::: Task inputs

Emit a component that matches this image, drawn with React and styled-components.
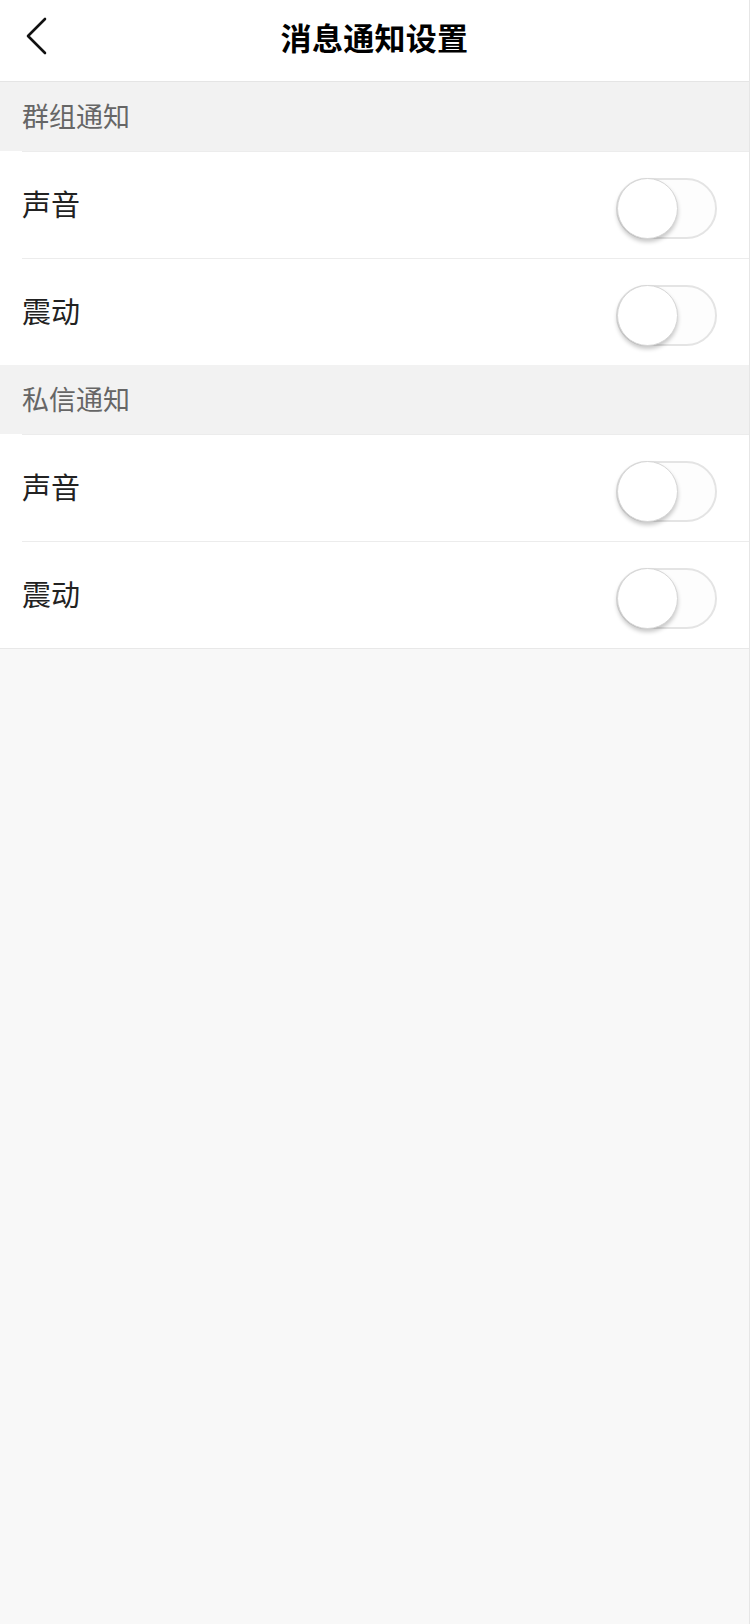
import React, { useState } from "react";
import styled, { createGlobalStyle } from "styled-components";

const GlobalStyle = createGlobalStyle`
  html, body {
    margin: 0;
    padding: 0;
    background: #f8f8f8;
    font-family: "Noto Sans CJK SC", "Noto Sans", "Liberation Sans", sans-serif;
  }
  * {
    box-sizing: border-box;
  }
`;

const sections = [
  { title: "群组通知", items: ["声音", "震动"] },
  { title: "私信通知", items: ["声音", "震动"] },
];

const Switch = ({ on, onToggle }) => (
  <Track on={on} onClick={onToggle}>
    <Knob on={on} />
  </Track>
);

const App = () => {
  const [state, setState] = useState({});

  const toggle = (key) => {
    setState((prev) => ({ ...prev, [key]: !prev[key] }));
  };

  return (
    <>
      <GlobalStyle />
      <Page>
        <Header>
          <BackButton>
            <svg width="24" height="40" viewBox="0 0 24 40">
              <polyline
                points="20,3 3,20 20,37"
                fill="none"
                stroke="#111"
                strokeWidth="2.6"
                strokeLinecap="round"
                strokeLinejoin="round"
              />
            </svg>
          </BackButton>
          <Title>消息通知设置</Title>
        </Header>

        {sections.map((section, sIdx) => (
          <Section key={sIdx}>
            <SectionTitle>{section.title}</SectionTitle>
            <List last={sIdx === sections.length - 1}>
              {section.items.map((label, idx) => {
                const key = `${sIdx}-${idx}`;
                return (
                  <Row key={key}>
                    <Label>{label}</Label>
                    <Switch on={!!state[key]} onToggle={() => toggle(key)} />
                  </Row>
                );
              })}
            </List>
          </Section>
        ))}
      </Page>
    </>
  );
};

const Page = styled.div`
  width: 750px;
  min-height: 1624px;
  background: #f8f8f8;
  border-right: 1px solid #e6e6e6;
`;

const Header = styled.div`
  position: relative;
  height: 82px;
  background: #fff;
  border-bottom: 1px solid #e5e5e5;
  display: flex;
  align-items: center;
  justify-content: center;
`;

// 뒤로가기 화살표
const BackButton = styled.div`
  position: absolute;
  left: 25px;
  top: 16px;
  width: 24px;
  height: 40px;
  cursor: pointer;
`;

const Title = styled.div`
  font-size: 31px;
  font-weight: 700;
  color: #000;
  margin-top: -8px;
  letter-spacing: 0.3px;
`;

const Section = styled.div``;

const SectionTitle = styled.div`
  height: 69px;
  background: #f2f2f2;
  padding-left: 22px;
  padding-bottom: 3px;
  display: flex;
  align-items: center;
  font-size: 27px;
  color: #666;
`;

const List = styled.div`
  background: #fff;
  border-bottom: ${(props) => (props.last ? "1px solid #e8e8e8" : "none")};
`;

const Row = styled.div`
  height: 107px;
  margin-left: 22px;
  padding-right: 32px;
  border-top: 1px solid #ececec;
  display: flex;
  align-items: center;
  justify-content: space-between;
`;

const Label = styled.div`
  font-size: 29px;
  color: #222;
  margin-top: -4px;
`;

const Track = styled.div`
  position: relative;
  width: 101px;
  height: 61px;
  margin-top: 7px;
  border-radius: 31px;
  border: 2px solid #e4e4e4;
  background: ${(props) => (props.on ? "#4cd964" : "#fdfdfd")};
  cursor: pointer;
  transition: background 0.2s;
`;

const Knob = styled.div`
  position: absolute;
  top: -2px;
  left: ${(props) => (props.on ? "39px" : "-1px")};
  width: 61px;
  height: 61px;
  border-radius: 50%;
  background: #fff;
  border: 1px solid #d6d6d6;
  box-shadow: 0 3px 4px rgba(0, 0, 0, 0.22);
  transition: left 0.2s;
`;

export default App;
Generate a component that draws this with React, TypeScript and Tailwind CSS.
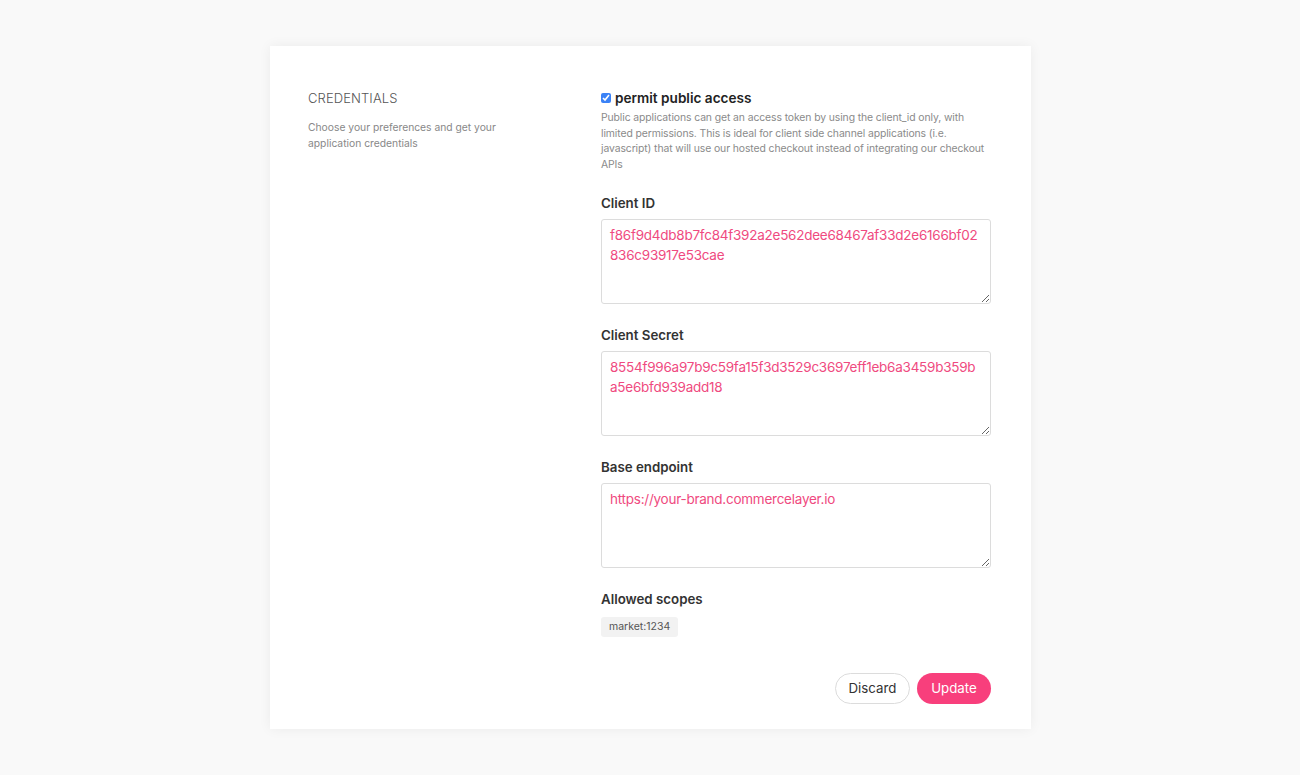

::::::

What the task asks »
Return the listing above in full and without alteration, excluding its pictures.

Worked answer »
Emit a component that matches this image, drawn with React and styled-components.
import React, { useState } from "react";
import styled, { createGlobalStyle } from "styled-components";

const GlobalStyle = createGlobalStyle`
  html, body {
    margin: 0;
    padding: 0;
    background: #f8f8f8;
    font-family: "Noto Sans CJK SC", "Noto Sans", "Liberation Sans", sans-serif;
  }
  * {
    box-sizing: border-box;
  }
`;

const sections = [
  { title: "群组通知", items: ["声音", "震动"] },
  { title: "私信通知", items: ["声音", "震动"] },
];

const Switch = ({ on, onToggle }) => (
  <Track on={on} onClick={onToggle}>
    <Knob on={on} />
  </Track>
);

const App = () => {
  const [state, setState] = useState({});

  const toggle = (key) => {
    setState((prev) => ({ ...prev, [key]: !prev[key] }));
  };

  return (
    <>
      <GlobalStyle />
      <Page>
        <Header>
          <BackButton>
            <svg width="24" height="40" viewBox="0 0 24 40">
              <polyline
                points="20,3 3,20 20,37"
                fill="none"
                stroke="#111"
                strokeWidth="2.6"
                strokeLinecap="round"
                strokeLinejoin="round"
              />
            </svg>
          </BackButton>
          <Title>消息通知设置</Title>
        </Header>

        {sections.map((section, sIdx) => (
          <Section key={sIdx}>
            <SectionTitle>{section.title}</SectionTitle>
            <List last={sIdx === sections.length - 1}>
              {section.items.map((label, idx) => {
                const key = `${sIdx}-${idx}`;
                return (
                  <Row key={key}>
                    <Label>{label}</Label>
                    <Switch on={!!state[key]} onToggle={() => toggle(key)} />
                  </Row>
                );
              })}
            </List>
          </Section>
        ))}
      </Page>
    </>
  );
};

const Page = styled.div`
  width: 750px;
  min-height: 1624px;
  background: #f8f8f8;
  border-right: 1px solid #e6e6e6;
`;

const Header = styled.div`
  position: relative;
  height: 82px;
  background: #fff;
  border-bottom: 1px solid #e5e5e5;
  display: flex;
  align-items: center;
  justify-content: center;
`;

// 뒤로가기 화살표
const BackButton = styled.div`
  position: absolute;
  left: 25px;
  top: 16px;
  width: 24px;
  height: 40px;
  cursor: pointer;
`;

const Title = styled.div`
  font-size: 31px;
  font-weight: 700;
  color: #000;
  margin-top: -8px;
  letter-spacing: 0.3px;
`;

const Section = styled.div``;

const SectionTitle = styled.div`
  height: 69px;
  background: #f2f2f2;
  padding-left: 22px;
  padding-bottom: 3px;
  display: flex;
  align-items: center;
  font-size: 27px;
  color: #666;
`;

const List = styled.div`
  background: #fff;
  border-bottom: ${(props) => (props.last ? "1px solid #e8e8e8" : "none")};
`;

const Row = styled.div`
  height: 107px;
  margin-left: 22px;
  padding-right: 32px;
  border-top: 1px solid #ececec;
  display: flex;
  align-items: center;
  justify-content: space-between;
`;

const Label = styled.div`
  font-size: 29px;
  color: #222;
  margin-top: -4px;
`;

const Track = styled.div`
  position: relative;
  width: 101px;
  height: 61px;
  margin-top: 7px;
  border-radius: 31px;
  border: 2px solid #e4e4e4;
  background: ${(props) => (props.on ? "#4cd964" : "#fdfdfd")};
  cursor: pointer;
  transition: background 0.2s;
`;

const Knob = styled.div`
  position: absolute;
  top: -2px;
  left: ${(props) => (props.on ? "39px" : "-1px")};
  width: 61px;
  height: 61px;
  border-radius: 50%;
  background: #fff;
  border: 1px solid #d6d6d6;
  box-shadow: 0 3px 4px rgba(0, 0, 0, 0.22);
  transition: left 0.2s;
`;

export default App;
Generate a component that draws this with React, TypeScript and Tailwind CSS.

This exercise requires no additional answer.